At least seven brokerages cut their price targets on Google Inc.'s shares after the company missed Wall Street earnings expectations, but analysts said growing mobile advertising revenue points to better times ahead.
The earnings report, released hours ahead of schedule due to an error on Thursday, revealed slowing sales in Google's core Internet advertising business.
The quarterly earnings missed expectations for the second time in a year but analysts said the decline was a short-term trade-off as mobile advertising revenue becomes a bigger part of its business.
Chief Executive Larry Page, speaking on an earnings call, said that Google's mobile business, which includes app sales and advertising, was now generating revenue at an annualized run rate of $8 billion, up from about $2.5 billion last year.
"This run-rate ... speaks to how GOOG has positioned itself to win regardless of platform," Nomura Equity Research's Brian Nowak wrote in a note, although he cut his price target on the stock to $840 from $900 because of the short-term outlook.
Google shares closed down 8 percent at $694.37 on Thursday. The stock was up 1 percent at $700 in premarket trading on Friday.
Piper Jaffray & Co., RBC Capital Markets, Raymond James, Robert W. Baird & Co., Susquehanna Financial Group, BMO Capital Markets and Evercore Partners also lowered their outlook on the Google stock by an average of $44.14.
Analysts at Barclays Capital, however, raised their price target by 4 percent to $780.
In a note titled "3Q Results Disappointing but Not Alarming," Barclays analyst Anthony DiClemente said Google's revenue missed on slowing click volume growth, but also blamed the negative impact of foreign exchange rates.
"We believe dislocation in shares creates a buying opportunity, and we like GOOG into 4Q, as we believe the company can benefit from ecommerce tailwinds and moderation in CPC (cost per click) declines on easier (comparables)."
For the fourth consecutive quarter, Google reported a decline in average CPC, a critical metric that measures the price advertisers pay the company.
Advertisers on Google's network pay a smaller fee for mobile display ads compared to a similar ad on PCs.
Net revenue growth at Google's main Internet business increased 17 percent year-over-year — the first time growth in that business has fallen below 20 percent since 2009.
Google finance chief Patrick Pichette stressed on the conference call that the revenue growth rate would have been higher if the impact of currency rates had been backed out.
"We are incrementally more positive following the call given our belief that despite any near-term fluctuations from mobile monetization and FX, Google's franchise is intact and remains one of the most reliable growth stories on the Internet," Piper Jaffray's Gene Munster said.
MOTOROLA: DEAL GONE BAD?
Persistent losses at Google's recently acquired cellphone business, Motorola Mobility, were further exacerbated by a faster-than-anticipated fall in revenue for that unit.

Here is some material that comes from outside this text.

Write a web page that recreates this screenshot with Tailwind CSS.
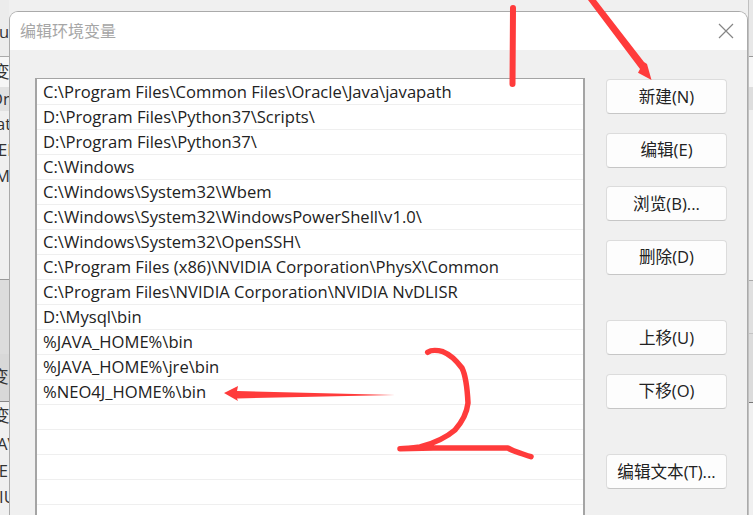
<!DOCTYPE html>
<html lang="zh-CN">
<head>
    <meta charset="UTF-8">
    <title>编辑环境变量</title>
    <script src="https://cdn.jsdelivr.net/npm/@tailwindcss/browser@4"></script>
</head>
<body class="bg-[#f0f0f0]">
    <div class="relative flex w-[753px] h-[515px] overflow-hidden font-['Open_Sans','Noto_Sans_CJK_SC',sans-serif] text-[16.6px] text-[#222]">

        <!-- window behind, left edge -->
        <div class="w-[9px] shrink-0 overflow-hidden flex flex-col text-[#333] whitespace-nowrap bg-[#f0f0f0]">
            <div class="h-[57px] shrink-0 bg-[#ececec] flex items-end pb-[11px] border-b border-[#aaa]"><span class="-ml-[10px]">gu</span></div>
            <div class="h-[30px] shrink-0 bg-[#f6f6f6] flex items-center"><span class="-ml-[7px]">变量</span></div>
            <div class="h-[24px] shrink-0 bg-[#e2e2e2] flex items-center"><span class="-ml-[10px]">On</span></div>
            <div class="h-[26px] shrink-0 flex items-center"><span class="-ml-[4px]">at</span></div>
            <div class="h-[26px] shrink-0 flex items-center"><span class="-ml-[2px]">EI</span></div>
            <div class="h-[26px] shrink-0 flex items-center"><span class="-ml-[5px]">M</span></div>
            <div class="h-[90px] shrink-0"></div>
            <div class="h-[75px] shrink-0 bg-[#dcdcdc] border-t border-[#999]"></div>
            <div class="h-[48px] shrink-0 bg-[#d8d8d8] flex items-center border-b border-[#888]"><span class="-ml-[8px]">变</span></div>
            <div class="h-[28px] shrink-0 flex items-center"><span class="-ml-[7px]">变量</span></div>
            <div class="h-[28px] shrink-0 flex items-center"><span class="-ml-[3px]">AV</span></div>
            <div class="h-[26px] shrink-0 flex items-center"><span class="-ml-[6px]">IE</span></div>
            <div class="h-[26px] shrink-0 flex items-center"><span class="-ml-[1px]">IU</span></div>
        </div>

        <!-- dialog -->
        <div class="flex-1 mt-[11px] flex flex-col rounded-t-[9px] overflow-hidden border border-b-0 border-[#aaaaaa]">
            <div class="h-[38px] shrink-0 bg-white flex items-center justify-between pl-[10px] pr-[13px]">
                <span class="text-[16px] text-[#a6a6a6]">编辑环境变量</span>
                <svg class="w-[16px] h-[16px]" viewBox="0 0 16 16" fill="none" stroke="#858585" stroke-width="1.2">
                    <path d="M1 1 L15 15 M15 1 L1 15"/>
                </svg>
            </div>
            <div class="flex-1 bg-[#f0f0f0] flex gap-[21px] pl-[25px] pr-[20px] pt-[28px] min-h-0">
                <ul class="w-[550px] shrink-0 bg-white pt-[1px] border-t border-l-2 border-r-2 border-[#a4a4a4] h-[460px] overflow-hidden">
                    <li class="h-[25px] pl-[6px] leading-[24px] border-b border-[#efefef] whitespace-nowrap">C:\Program Files\Common Files\Oracle\Java\javapath</li>
                    <li class="h-[25px] pl-[6px] leading-[24px] border-b border-[#efefef] whitespace-nowrap">D:\Program Files\Python37\Scripts\</li>
                    <li class="h-[25px] pl-[6px] leading-[24px] border-b border-[#efefef] whitespace-nowrap">D:\Program Files\Python37\</li>
                    <li class="h-[25px] pl-[6px] leading-[24px] border-b border-[#efefef] whitespace-nowrap">C:\Windows</li>
                    <li class="h-[25px] pl-[6px] leading-[24px] border-b border-[#efefef] whitespace-nowrap">C:\Windows\System32\Wbem</li>
                    <li class="h-[25px] pl-[6px] leading-[24px] border-b border-[#efefef] whitespace-nowrap">C:\Windows\System32\WindowsPowerShell\v1.0\</li>
                    <li class="h-[25px] pl-[6px] leading-[24px] border-b border-[#efefef] whitespace-nowrap">C:\Windows\System32\OpenSSH\</li>
                    <li class="h-[25px] pl-[6px] leading-[24px] border-b border-[#efefef] whitespace-nowrap">C:\Program Files (x86)\NVIDIA Corporation\PhysX\Common</li>
                    <li class="h-[25px] pl-[6px] leading-[24px] border-b border-[#efefef] whitespace-nowrap">C:\Program Files\NVIDIA Corporation\NVIDIA NvDLISR</li>
                    <li class="h-[25px] pl-[6px] leading-[24px] border-b border-[#efefef] whitespace-nowrap">D:\Mysql\bin</li>
                    <li class="h-[25px] pl-[6px] leading-[24px] border-b border-[#efefef] whitespace-nowrap">%JAVA_HOME%\bin</li>
                    <li class="h-[25px] pl-[6px] leading-[24px] border-b border-[#efefef] whitespace-nowrap">%JAVA_HOME%\jre\bin</li>
                    <li class="h-[25px] pl-[6px] leading-[24px] border-b border-[#efefef] whitespace-nowrap">%NEO4J_HOME%\bin</li>
                    <li class="h-[25px] border-b border-[#efefef]"></li>
                    <li class="h-[25px] border-b border-[#efefef]"></li>
                    <li class="h-[25px] border-b border-[#efefef]"></li>
                    <li class="h-[25px] border-b border-[#efefef]"></li>
                    <li class="h-[25px] border-b border-[#efefef]"></li>
                </ul>
                <div class="w-[121px] shrink-0 flex flex-col gap-[18.5px] pt-[1px]">
                    <button class="h-[35px] shrink-0 pt-[1px] bg-[#fdfdfd] border border-[#dcdcdc] border-b-[#c6c6c6] rounded-[4px]">新建(N)</button>
                    <button class="h-[35px] shrink-0 pt-[1px] bg-[#fdfdfd] border border-[#dcdcdc] border-b-[#c6c6c6] rounded-[4px]">编辑(E)</button>
                    <button class="h-[35px] shrink-0 pt-[1px] bg-[#fdfdfd] border border-[#dcdcdc] border-b-[#c6c6c6] rounded-[4px]">浏览(B)...</button>
                    <button class="h-[35px] shrink-0 pt-[1px] bg-[#fdfdfd] border border-[#dcdcdc] border-b-[#c6c6c6] rounded-[4px]">删除(D)</button>
                    <button class="h-[35px] shrink-0 pt-[1px] mt-[27px] bg-[#fdfdfd] border border-[#dcdcdc] border-b-[#c6c6c6] rounded-[4px]">上移(U)</button>
                    <button class="h-[35px] shrink-0 pt-[1px] bg-[#fdfdfd] border border-[#dcdcdc] border-b-[#c6c6c6] rounded-[4px]">下移(O)</button>
                    <button class="h-[35px] shrink-0 pt-[1px] mt-[27px] bg-[#fdfdfd] border border-[#dcdcdc] border-b-[#c6c6c6] rounded-[4px]">编辑文本(T)...</button>
                </div>
            </div>
        </div>

        <!-- window behind, right edge -->
        <div class="w-[5px] shrink-0 flex flex-col border-l border-[#c0c0c0] bg-[#f0f0f0]">
            <div class="h-[57px] shrink-0 bg-[#e8e8e8] border-b border-[#999]"></div>
            <div class="h-[30px] shrink-0 bg-[#f6f6f6]"></div>
            <div class="h-[23px] shrink-0 bg-[#dedede]"></div>
            <div class="h-[170px] shrink-0"></div>
            <div class="h-[53px] shrink-0 bg-[#e0e0e0] border-t border-[#aaa]"></div>
            <div class="h-[70px] shrink-0 bg-[#dcdcdc] border-t border-[#c4c4c4] border-b-[#777] border-b"></div>
        </div>

        <!-- red marks drawn on top of the screenshot -->
        <svg class="absolute inset-0 pointer-events-none" width="753" height="515" viewBox="0 0 753 515" fill="none">
            <path d="M513 8 L512.5 84" stroke="#ff3b3b" stroke-width="6" stroke-linecap="round"/>
            <path d="M588 0 L596 0 L644 62 L647 64 L651.5 80 L638 72.700 L640 69 Z" fill="#ff3b3b"/>
            <path d="M224 393 L238 386 L237 391 L395 395 L237 398.5 L238 401 Z" fill="#ff3b3b"/>
            <path d="M427.700 352.300 C431 350 437 350 443 351.700 C449 354 456 360 462 368 C465 374 467 383 468 403 C467 412 462 422 455 430 C448 436 435 443 420 447 C412 448 406 448.700 400 448.700 L433 448 L508 448 C512 451 520 453 531 456.700" stroke="#ff3b3b" stroke-width="5.500" stroke-linecap="round" stroke-linejoin="round"/>
        </svg>
    </div>
</body>
</html>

RBC analyst Sean Kim said margins were likely impacted by Google's Nexus 7 tablet and higher-than-expected losses at Motorola Mobility Inc. (MMI).
"Going forward, we continue to expect somewhat elevated level of losses at MMI and some margin degradation due to Nexus 7," Kim said.
Google launched Nexus 7, its first tablet, earlier this year to take on Amazon.com Inc.'s Kindle Fire and Apple Inc.'s iPad, but the low $199 price tag and related marketing costs weighed on margins.
"Marketing was higher primarily due to increased advertising for the Nexus 7 tablet," Raymond James' Aaron Kessler said.